みそ汁はご飯とともに日本の食卓に欠かせない料理です。
だし汁に野菜・豆腐・海藻・貝など季節の旬の食材やその地方の特産物を入れて煮、その中に味噌を溶かした汁物がみそ汁です。
特に寒い朝は、あたたかいみそ汁をすすると気持ちがなごみ、体の芯から活力が沸いてくるような気がします。
「おみおつけ」と呼ぶこともあります。
日本人は長い間みそ汁を食べてきました。
日本がまだ貧しかった頃、質素な食事でありながら人々が健康でいられたのは、ご飯とみそ汁のおかげだといわれています。
味噌そのものに栄養があり、具を煮た煮汁ごと食べるため、その具の栄養も一緒に摂れるすぐれた健康食です。
もともとみそ汁は戦場での食べ物として重宝されていました。
戦乱の時代、人々は戦場でサトイモの茎を味噌で煮込んで乾燥させたものを紐として利用していました。
サトイモの茎には多くの繊維が通っているために丈夫で、かつ物を縛り付けやすい特徴があります。
なぜ味噌で煮込むかと言うと、紐を丈夫にするためではなく、荷物として持ってきた食料が尽きた時にそのサトイモの茎で出来た紐を刻んでお湯の中に入れて食べるためです。
つまり、ろくな調理器具もない戦場でも簡単にサトイモの茎入りみそ汁が完成するという「元祖・インスタントみそ汁」だったのです。

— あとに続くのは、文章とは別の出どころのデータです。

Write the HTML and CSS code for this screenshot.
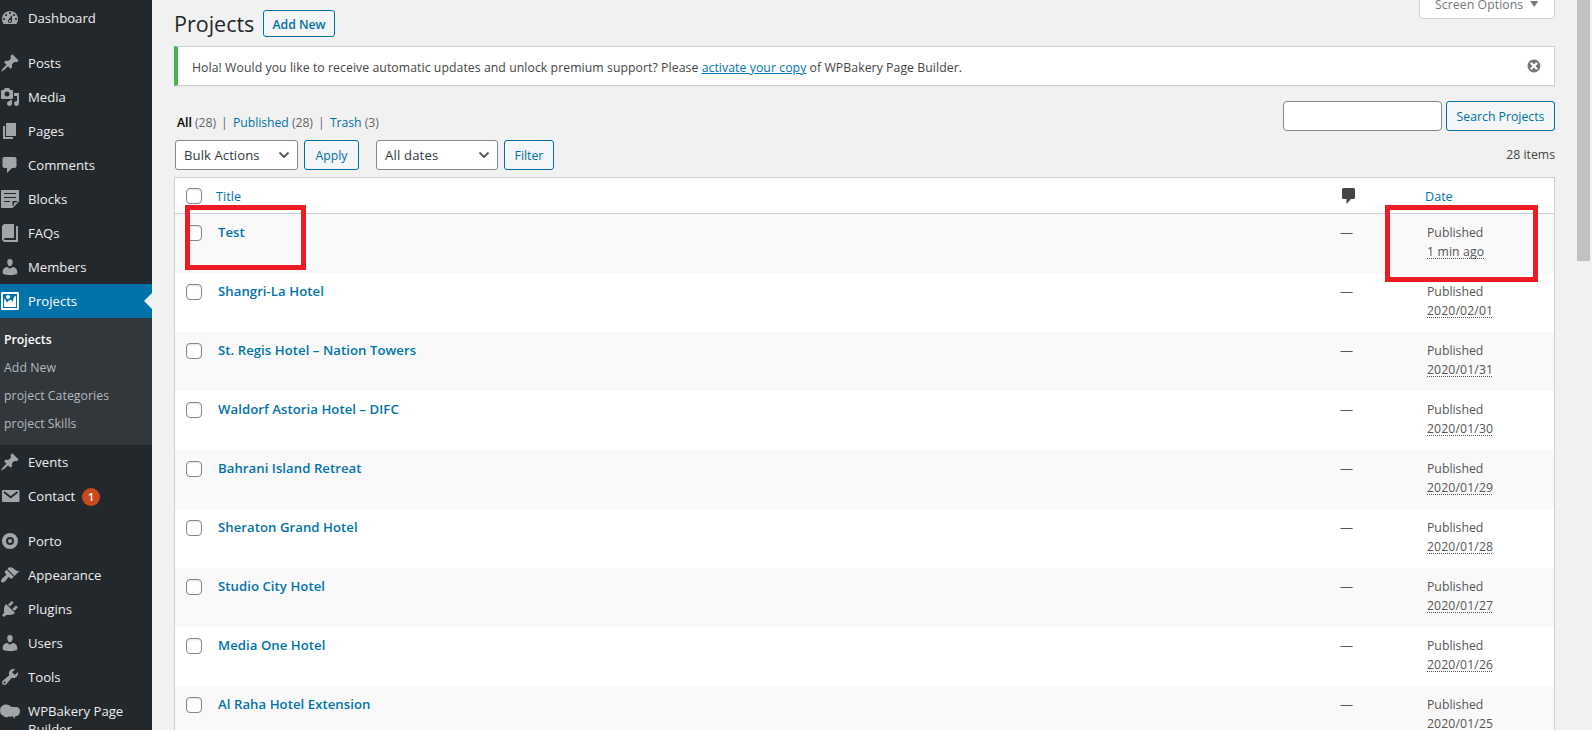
FILE: index.html
```
<!DOCTYPE html>

<html lang="en">

<head>
    <meta charset="utf-8">
    <title>Projects</title>
    <link rel="stylesheet" href="styles.css">
</head>

<body>
    <div class="sidebar">
        <ul class="menu">
            <li><a class="menuItem"><svg class="icon" viewBox="0 0 20 20"><path fill-rule="evenodd" d="M3.76 16h12.48c1.1-1.37 1.76-3.11 1.76-5 0-4.42-3.58-8-8-8s-8 3.58-8 8c0 1.89.66 3.63 1.76 5zM10 4c.55 0 1 .45 1 1s-.45 1-1 1-1-.45-1-1 .45-1 1-1zM6 6c.55 0 1 .45 1 1s-.45 1-1 1-1-.45-1-1 .45-1 1-1zm8 0c.55 0 1 .45 1 1s-.45 1-1 1-1-.45-1-1 .45-1 1-1zm-5.37 5.55L12 7v6c0 1.1-.9 2-2 2s-2-.9-2-2c0-.57.24-1.08.63-1.45zM4 10c.55 0 1 .45 1 1s-.45 1-1 1-1-.45-1-1 .45-1 1-1zm12 0c.55 0 1 .45 1 1s-.45 1-1 1-1-.45-1-1 .45-1 1-1zm-5 3c0-.55-.45-1-1-1s-1 .45-1 1 .45 1 1 1 1-.45 1-1z"/></svg><span>Dashboard</span></a></li>
            <li class="separator"></li>
            <li><a class="menuItem"><svg class="icon" viewBox="0 0 20 20"><path d="M10.44 3.02l1.82-1.82 6.36 6.35-1.83 1.82c-1.05-.68-2.48-.57-3.41.36l-.75.75c-.92.93-1.04 2.35-.35 3.41l-1.83 1.82-2.41-2.41-2.8 2.79c-.42.42-3.38 2.71-3.8 2.29s1.86-3.39 2.28-3.81l2.79-2.79L4.1 9.36l1.83-1.82c1.05.69 2.48.57 3.4-.36l.75-.75c.93-.92 1.05-2.35.36-3.41z"/></svg><span>Posts</span></a></li>
            <li><a class="menuItem"><svg class="icon" viewBox="0 0 20 20"><path fill-rule="evenodd" d="M13 11V4c0-.55-.45-1-1-1h-1.67L9 1H5L3.67 3H2c-.55 0-1 .45-1 1v7c0 .55.45 1 1 1h10c.55 0 1-.45 1-1zM7 4.5c1.38 0 2.5 1.12 2.5 2.5S8.38 9.5 7 9.5 4.5 8.38 4.5 7 5.62 4.5 7 4.5zM14 6h5v10.5c0 1.38-1.12 2.5-2.5 2.5S14 17.88 14 16.5s1.12-2.5 2.5-2.5c.17 0 .34.02.5.05V9h-3V6zm-4 8.05V13h2v3.5c0 1.38-1.12 2.5-2.5 2.5S7 17.88 7 16.5 8.12 14 9.5 14c.17 0 .34.02.5.05z"/></svg><span>Media</span></a></li>
            <li><a class="menuItem"><svg class="icon" viewBox="0 0 20 20"><path d="M6 15V2h10v13H6zm-1 1h8v2H3V5h2v11z"/></svg><span>Pages</span></a></li>
            <li><a class="menuItem"><svg class="icon" viewBox="0 0 20 20"><path d="M4.5 2h10c1.1 0 2 .9 2 2v7c0 1.1-.9 2-2 2H12l-5 5v-5H4.500c-1.1 0-2-.9-2-2V4c0-1.100.9-2 2-2z"/></svg><span>Comments</span></a></li>
            <li><a class="menuItem"><svg class="icon" viewBox="0 0 20 20"><path fill-rule="evenodd" d="M1 1h18v11.500L12.500 19H1zM4 4v1h12V4zM4 8v1h12V8zM4 12v1h6v-1zM12.500 12v5.200l1.500-1.400V13.500h2.300l1.500-1.500z"/></svg><span>Blocks</span></a></li>
            <li><a class="menuItem"><svg class="icon" viewBox="0 0 20 20"><path d="M16 3h2v16H5c-1.660 0-3-1.340-3-3V4c0-1.660 1.340-3 3-3h9v14H5c-.55 0-1 .45-1 1s.45 1 1 1h11V3z"/></svg><span>FAQs</span></a></li>
            <li><a class="menuItem"><svg class="icon" viewBox="0 0 20 20"><path d="M10 9.250c-2.270 0-2.730-3.440-2.730-3.440C7 4.020 7.820 2 9.970 2c2.160 0 2.980 2.020 2.710 3.810 0 0-.41 3.440-2.680 3.440zm0 2.570L12.720 10c2.390 0 4.520 2.330 4.520 4.530v2.490s-3.650 1.130-7.240 1.130c-3.650 0-7.240-1.130-7.240-1.130v-2.490c0-2.250 1.940-4.480 4.470-4.480z"/></svg><span>Members</span></a></li>
            <li><a class="menuItem current"><svg class="icon" viewBox="0 0 20 20"><path fill-rule="evenodd" d="M2.250 1h15.500c.69 0 1.250.56 1.250 1.250v15.500c0 .69-.56 1.250-1.250 1.250H2.250C1.560 19 1 18.440 1 17.750V2.250C1 1.560 1.560 1 2.250 1zM17 17V3H3v14h14zM10 6c0-1.100-.9-2-2-2s-2 .9-2 2 .9 2 2 2 2-.9 2-2zm3 5s0-6 3-6v10c0 .55-.45 1-1 1H5c-.55 0-1-.45-1-1V8c2 0 3 4 3 4s1-3 3-3 3 2 3 2z"/></svg><span>Projects</span></a>
                <ul class="submenu">
                    <li class="active">Projects</li>
                    <li>Add New</li>
                    <li>project Categories</li>
                    <li>project Skills</li>
                </ul>
            </li>
            <li><a class="menuItem"><svg class="icon" viewBox="0 0 20 20"><path d="M10.440 3.020l1.820-1.820 6.360 6.350-1.830 1.820c-1.050-.68-2.480-.57-3.410.36l-.75.75c-.92.93-1.040 2.350-.35 3.410l-1.830 1.820-2.410-2.410-2.800 2.790c-.42.42-3.380 2.710-3.800 2.290s1.860-3.390 2.280-3.810l2.790-2.790L4.100 9.360l1.830-1.820c1.050.69 2.480.57 3.400-.36l.75-.75c.93-.92 1.050-2.350.36-3.410z"/></svg><span>Events</span></a></li>
            <li><a class="menuItem"><svg class="icon" viewBox="0 0 20 20"><rect x="2" y="4" width="17.500" height="12" rx="1"/><path class="fold" d="M4 6l6.700 5.300L17.500 6"/></svg><span>Contact</span><span class="badge">1</span></a></li>
            <li class="separator"></li>
            <li><a class="menuItem"><svg class="icon" viewBox="0 0 20 20"><circle class="ring" cx="10" cy="10" r="6"/><circle cx="10" cy="10" r="2"/></svg><span>Porto</span></a></li>
            <li><a class="menuItem"><svg class="icon" viewBox="0 0 20 20"><path d="M14.480 11.060L7.410 3.990l1.500-1.500c.5-.56 2.300-.47 3.510.32 1.210.8 1.430 1.280 2.910 2.100 1.180.64 2.450 1.260 4.450.85zm-.71.71L6.700 4.700 4.930 6.470c-.39.39-.39 1.020 0 1.410l1.060 1.060c.39.39.39 1.030 0 1.420-.6.6-1.430 1.110-2.210 1.690-.35.26-.7.53-1.010.84C1.430 14.230.4 16.080 1.400 17.070c.99 1 2.840-.03 4.180-1.360.31-.31.58-.66.85-1.020.57-.78 1.080-1.610 1.690-2.210.39-.39 1.020-.39 1.410 0l1.060 1.060c.39.39 1.020.39 1.410 0z"/></svg><span>Appearance</span></a></li>
            <li><a class="menuItem"><svg class="icon" viewBox="0 0 20 20"><path d="M13.110 4.360L9.870 7.600 8 5.730l3.240-3.240c.35-.34 1.050-.2 1.560.32.52.51.66 1.210.31 1.550zm-8 1.770l.91-1.120 9.010 9.010-1.190.84c-.71.71-2.630 1.160-3.820 1.160H6.140L4.900 17.260c-.59.59-1.540.59-2.120 0-.59-.58-.59-1.530 0-2.120l1.240-1.240v-3.880c0-1.130.4-3.190 1.090-3.890zm7.260 3.970l3.240-3.240c.34-.35 1.040-.21 1.550.31.52.51.66 1.210.31 1.550l-3.240 3.250z"/></svg><span>Plugins</span></a></li>
            <li><a class="menuItem"><svg class="icon" viewBox="0 0 20 20"><path d="M10 9.250c-2.270 0-2.730-3.440-2.730-3.440C7 4.020 7.820 2 9.970 2c2.160 0 2.980 2.020 2.710 3.810 0 0-.41 3.440-2.680 3.440zm0 2.570L12.720 10c2.390 0 4.520 2.330 4.520 4.530v2.490s-3.650 1.130-7.240 1.130c-3.650 0-7.240-1.130-7.240-1.130v-2.490c0-2.250 1.940-4.480 4.470-4.480z"/></svg><span>Users</span></a></li>
            <li><a class="menuItem"><svg class="icon" viewBox="0 0 20 20"><path fill-rule="evenodd" d="M16.680 9.770c-1.340 1.340-3.300 1.670-4.950.99l-5.410 6.520c-.99.99-2.590.99-3.580 0s-.99-2.590 0-3.570l6.520-5.420c-.68-1.650-.35-3.610.99-4.950 1.280-1.280 3.120-1.620 4.720-1.060l-2.890 2.890 2.820 2.820 2.860-2.870c.53 1.580.18 3.390-1.080 4.650zM3.810 16.210c.4.39 1.040.39 1.430 0 .4-.4.4-1.040 0-1.430-.39-.4-1.030-.4-1.430 0-.39.39-.39 1.030 0 1.430z"/></svg><span>Tools</span></a></li>
            <li><a class="menuItem"><svg class="icon" viewBox="0 0 20 20"><path d="M0 9.500C0 6 2.700 3.500 6 3.500c2.300 0 4.200 1 5.200 2.600 1-.5 2.200-.3 3 .2 1.800-1 5.800-.3 5.800 4 0 3.200-2.300 5-5 5.200l-.3 2.300-2-2.500c-1.200.5-2.700.6-4.200.1C5.500 17 4 16 3.700 14.800 1.500 14.500 0 12.500 0 9.500z"/></svg><span>WPBakery Page Builder</span></a></li>
        </ul>
    </div>
    <div class="content">
        <div class="topBar">
            <h1 class="pageTitle">Projects</h1>
            <a class="button addNew">Add New</a>
            <div class="screenOptions">Screen Options <i class="caret"></i></div>
        </div>
        <div class="notice">
            <p>Hola! Would you like to receive automatic updates and unlock premium support? Please <a class="underlined">activate your copy</a> of WPBakery Page Builder.</p>
            <svg class="dismiss" viewBox="0 0 20 20"><path d="M10 2c4.420 0 8 3.580 8 8s-3.580 8-8 8-8-3.580-8-8 3.580-8 8-8zm5 11l-3-3 3-3-2-2-3 3-3-3-2 2 3 3-3 3 2 2 3-3 3 3z"/></svg>
        </div>
        <div class="listTop">
            <div class="filters">
                <div class="views"><b>All</b> (28) <i>|</i> <a>Published</a> (28) <i>|</i> <a>Trash</a> (3)</div>
                <div class="actions">
                    <div class="select bulk">Bulk Actions<svg viewBox="0 0 12 8"><path d="M1.500 1.500L6 6l4.500-4.500"/></svg></div>
                    <a class="button apply">Apply</a>
                    <div class="select dates">All dates<svg viewBox="0 0 12 8"><path d="M1.500 1.500L6 6l4.500-4.500"/></svg></div>
                    <a class="button filter">Filter</a>
                </div>
            </div>
            <div class="searchSide">
                <div class="searchBox">
                    <input type="text">
                    <a class="button search">Search Projects</a>
                </div>
                <div class="count">28 items</div>
            </div>
        </div>
        <div class="table">
            <div class="row head">
                <span class="check"></span>
                <a class="title">Title</a>
                <span class="comments"><svg viewBox="0 0 13 16"><path d="M1.500 0h10Q13 0 13 1.500v8Q13 11 11.500 11H9l-4.500 5v-5h-3Q0 11 0 9.500v-8Q0 0 1.500 0z"/></svg></span>
                <a class="date">Date</a>
            </div>
            <div class="row">
                <span class="check"></span>
                <a class="title">Test</a>
                <span class="comments">—</span>
                <div class="date">Published<br><abbr>1 min ago</abbr></div>
            </div>
            <div class="row">
                <span class="check"></span>
                <a class="title">Shangri-La Hotel</a>
                <span class="comments">—</span>
                <div class="date">Published<br><abbr>2020/02/01</abbr></div>
            </div>
            <div class="row">
                <span class="check"></span>
                <a class="title">St. Regis Hotel – Nation Towers</a>
                <span class="comments">—</span>
                <div class="date">Published<br><abbr>2020/01/31</abbr></div>
            </div>
            <div class="row">
                <span class="check"></span>
                <a class="title">Waldorf Astoria Hotel – DIFC</a>
                <span class="comments">—</span>
                <div class="date">Published<br><abbr>2020/01/30</abbr></div>
            </div>
            <div class="row">
                <span class="check"></span>
                <a class="title">Bahrani Island Retreat</a>
                <span class="comments">—</span>
                <div class="date">Published<br><abbr>2020/01/29</abbr></div>
            </div>
            <div class="row">
                <span class="check"></span>
                <a class="title">Sheraton Grand Hotel</a>
                <span class="comments">—</span>
                <div class="date">Published<br><abbr>2020/01/28</abbr></div>
            </div>
            <div class="row">
                <span class="check"></span>
                <a class="title">Studio City Hotel</a>
                <span class="comments">—</span>
                <div class="date">Published<br><abbr>2020/01/27</abbr></div>
            </div>
            <div class="row">
                <span class="check"></span>
                <a class="title">Media One Hotel</a>
                <span class="comments">—</span>
                <div class="date">Published<br><abbr>2020/01/26</abbr></div>
            </div>
            <div class="row">
                <span class="check"></span>
                <a class="title">Al Raha Hotel Extension</a>
                <span class="comments">—</span>
                <div class="date">Published<br><abbr>2020/01/25</abbr></div>
            </div>
        </div>
    </div>
    <div class="mark markTitle"></div>
    <div class="mark markDate"></div>
    <div class="scrollThumb"></div>
</body>

</html>
```
FILE: styles.css
```
* {
    box-sizing: border-box;
}

body {
    position: relative;
    display: flex;
    margin: 0;
    height: 730px;
    overflow: hidden;
    background-color: #f1f1f1;
    color: #444;
    font-family: "Open Sans", "Noto Sans", sans-serif;
    font-size: 12.25px;
    line-height: 19px;
}

ul {
    margin: 0;
    padding: 0;
    list-style: none;
}

a {
    color: #0073aa;
}

.sidebar {
    flex: none;
    width: 152px;
    height: 730px;
    padding-top: 1px;
    overflow: hidden;
    background-color: #23282d;
}

.menuItem {
    position: relative;
    display: flex;
    align-items: flex-start;
    gap: 8px;
    min-height: 34px;
    padding: 8px 8px 8px 0;
    color: #eee;
    font-size: 13.15px;
    line-height: 18px;
}

.icon {
    flex: none;
    width: 20px;
    height: 20px;
    margin: -1px 0;
    fill: #a0a5aa;
}

.icon .fold {
    fill: none;
    stroke: #23282d;
    stroke-width: 1.8;
}

.icon .ring {
    fill: none;
    stroke: #a0a5aa;
    stroke-width: 4;
}

.current {
    background-color: #0073aa;
    color: #fff;
}

.current .icon {
    fill: #fff;
}

.current::after {
    content: "";
    position: absolute;
    right: 0;
    top: 9px;
    border: 8px solid transparent;
    border-left-width: 0;
    border-right-color: #f1f1f1;
}

.separator {
    height: 11px;
}

.submenu {
    padding: 8px 0 7px 4px;
    background-color: #32373c;
    color: #b4b9be;
    font-size: 12.25px;
    letter-spacing: .07px;
    line-height: 28px;
}

.submenu .active {
    color: #fff;
    font-weight: 600;
    letter-spacing: 0;
}

.badge {
    width: 18px;
    height: 18px;
    margin: 1px 0 -1px -1px;
    border-radius: 9px;
    background-color: #ca4a1f;
    color: #fff;
    font-size: 11px;
    font-weight: 600;
    text-align: center;
}

.content {
    flex: none;
    width: 1381px;
    margin-left: 22px;
}

.topBar {
    display: flex;
    height: 46px;
}

.pageTitle {
    width: 89px;
    margin: 0;
    padding-top: 8px;
    color: #23282d;
    font-size: 21.5px;
    font-weight: 400;
    line-height: 32px;
}

.button {
    display: block;
    height: 30px;
    border: 1px solid #0071a1;
    border-radius: 3px;
    background-color: #f3f5f6;
    color: #0071a1;
    line-height: 30px;
    text-align: center;
    white-space: nowrap;
}

.addNew {
    width: 72px;
    height: 27px;
    margin-top: 10px;
    font-weight: 600;
    line-height: 27px;
}

.screenOptions {
    display: flex;
    gap: 7px;
    width: 136px;
    height: 27px;
    margin: -8px 0 0 auto;
    padding-left: 15px;
    border: 1px solid #ccd0d4;
    border-radius: 0 0 4px 4px;
    background-color: #fff;
    color: #72777c;
    letter-spacing: .07px;
    line-height: 24px;
}

.caret {
    width: 8px;
    height: 6px;
    margin-top: 8px;
    background-color: #72777c;
    clip-path: polygon(0 0, 100% 0, 50% 100%);
}

.notice {
    display: flex;
    justify-content: space-between;
    height: 40px;
    padding: 0 12px 0 14px;
    border: 1px solid #ccd0d4;
    border-left: 4px solid #46b450;
    background-color: #fff;
    box-shadow: 0 1px 1px rgba(0, 0, 0, .04);
}

.notice p {
    margin: 0;
    letter-spacing: .065px;
    line-height: 41px;
}

.underlined {
    text-decoration: underline;
}

.dismiss {
    width: 16px;
    height: 16px;
    margin-top: 11px;
    fill: #72777c;
}

.listTop {
    display: flex;
    justify-content: space-between;
    height: 91px;
}

.views {
    padding: 27px 0 0 3px;
    color: #666;
    letter-spacing: -.05px;
    white-space: nowrap;
}

.views b {
    color: #000;
    font-weight: 600;
}

.views i {
    margin: 0 2px;
    font-style: normal;
}

.actions {
    display: flex;
    padding: 8px 0 0 1px;
}

.select {
    display: flex;
    align-items: center;
    justify-content: space-between;
    height: 30px;
    padding: 0 7px 0 8px;
    border: 1px solid #7e8993;
    border-radius: 3px;
    background-color: #fff;
    color: #32373c;
    font-size: 13.15px;
}

.select svg {
    width: 12px;
    height: 8px;
    fill: none;
    stroke: #555;
    stroke-width: 1.8;
}

.bulk {
    width: 123px;
    letter-spacing: .05px;
}

.dates {
    width: 122px;
    letter-spacing: .15px;
}

.apply {
    width: 55px;
    margin: 0 17px 0 6px;
}

.filter {
    width: 50px;
    margin-left: 6px;
}

.searchSide {
    padding-top: 15px;
    text-align: right;
}

.searchBox {
    display: flex;
    gap: 4px;
}

.searchBox input {
    width: 159px;
    height: 30px;
    border: 1px solid #7e8993;
    border-radius: 4px;
    background-color: #fff;
}

.search {
    width: 109px;
}

.count {
    margin-top: 14px;
    color: #444;
}

.table {
    border: 1px solid #ccd0d4;
    background-color: #fff;
}

.row {
    display: flex;
    height: 59px;
    padding: 9px 0 0 11px;
    color: #555;
}

.row:nth-child(even) {
    background-color: #f9f9f9;
}

.head {
    height: 36px;
    border-bottom: 1px solid #ccd0d4;
}

.check {
    width: 16px;
    height: 16px;
    margin-top: 2px;
    border: 1px solid #7e8993;
    border-radius: 4px;
    background-color: #fff;
    box-shadow: inset 0 1px 2px rgba(0, 0, 0, .1);
}

.head .check {
    margin-top: 1px;
}

.title {
    width: 1122px;
    margin-left: 16px;
    font-size: 13.15px;
    font-weight: 600;
    letter-spacing: .06px;
}

.head .title {
    margin-left: 14px;
    width: 1126px;
    font-size: 12.6px;
    font-weight: 400;
}

.comments {
    width: 87px;
    font-size: 13px;
}

.head .comments {
    width: 83px;
}

.comments svg {
    display: block;
    width: 13px;
    height: 16px;
    margin-top: 1px;
    fill: #444;
}

.head .date {
    font-size: 12.6px;
}

abbr {
    letter-spacing: .12px;
    text-decoration: underline dotted 1px;
    text-underline-offset: 2px;
    text-decoration-skip-ink: none;
}

/* red callouts and the scrollbar lie over the page */
.mark {
    position: absolute;
    top: 205px;
    border: 5px solid #ed1c24;
}

.markTitle {
    left: 185px;
    width: 121px;
    height: 65px;
}

.markDate {
    left: 1385px;
    width: 153px;
    height: 77px;
}

.scrollThumb {
    position: absolute;
    left: 1577px;
    top: 0;
    width: 13px;
    height: 261px;
    background-color: #c1c1c1;
}
```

みそ汁の事を「おみおつけ」とも言うこともありますが、厳密には別物です。おみおつけは漢字で「御実御汁食」と書いて、「汁の上に実があり、それを食べる」という意味があります。
つまり、汁の上にはみ出すほどたくさん具が入っている物を示しています。一方みそ汁は、おみおつけほど、具の入っていない質素な物を指すようです。